Na mój artykuł "Akcja Katolicka na zakręcie?" zareagował Paweł L. w sposób następujący: "Naprawdę lubi Pan płacić wysokie podatki? Czy wszystko, co jest zgodne z dyrektywami UE od razu zasługuje na potępienie? Czyżby był Pan zwolennikiem zasady odmrażania sobie uszu na złość mamie? Sądzi Pan, że społeczna nauka Kościoła jest niezgodna z ekonomia? Dlaczego obniżanie podatków jest niezgodne z etyka i moralnością?"

Podatki niskie czy wysokie
Jestem przeciwko wysokim podatkom. Jestem jednak za takim systemem podatkowym, który preferowałby małe i sednie firmy. Wolni ludzie to ludzie będący podmiotami gospodarczymi. najemni pracownicy nie są już wolni, a często są to niewolnicy. O tym właśnie mówi społeczne nauczanie Kościoła. Poza tym państwo polskie jest państwem polskim, a wiec ma służyć Polakom, a nie Niemcom, Francuzom czy Ukraińcom. Dlatego podatki dla cudzoziemców powinny być wyższe, tym bardziej, ze oni wchodząc do Polski na gotowe, nie przyczynili się do powstania tego wszystkiego, z czego teraz korzystają.
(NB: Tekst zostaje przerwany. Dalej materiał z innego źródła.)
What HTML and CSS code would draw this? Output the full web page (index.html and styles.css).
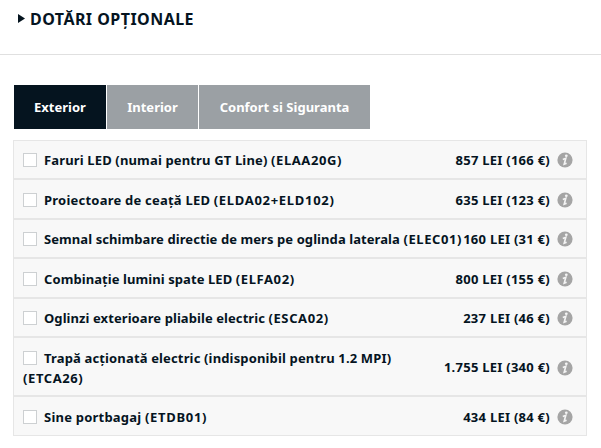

Gospodarka nie jest jak przyroda, nie rządzi się własnymi obiektywnym, niezależnymi od woli ludzkiej własnymi prawami. Gospodarkę tworzy człowiek, by osiągnąć określone cele, przede wszystkim pozagospodarcze - np. społeczne. Gospodarka jest tylko wytworzonym przez nas narzędziem, które ma realizować postawione przed nią cele. W państwie polskim to są nasze cele, a nie cudzoziemców. Każde rozsądne państwo, państwo, które nie jest spatologizowane służy swoim obywatelom, a nie obcym i służy wszystkim obywatelem, a nie wybranym. Władza ma spełniać funkcje ojcowskie, zadbać o wszystkie swoje dzieci, a dzieci są słabsze i silniejsze, młodsze i starsze. Każe z nich trzeba traktować inaczej tak aby każde z nich mogło się rozwijać i stawać się człowiekiem wolnym. O tym też mówi społeczne nauczanie Koscioła.
Wreszcie, podatki powinni mieć taka wysokość, by państwo mogło sprawnie funkcjonować, by funkcjonowało szkolnictwo wszelkich stopni, służba zdrowia, policja, wojsko, sądy itd.
W Polsce, by drastycznie obniżyć podatki trzeba by uprzednio zmienić połowę prawa. takie jakie jest zmusza do olbrzymiej administracji, która pochłaniając znaczne pieniądze uniemożliwia finansowanie tego, co podstawowe.
Reformę podatków powinna zatem wyprzedzać reforma całego państwa, zmiana prawa w wielu dziedzinach (likwidacja tysięcy, a może setek tysięcy przepisów), tworzenie prawa, które tylko określa, co jest zabronione, a nie dotyka wszystkiego, określa, co wolno, określa procedury itd.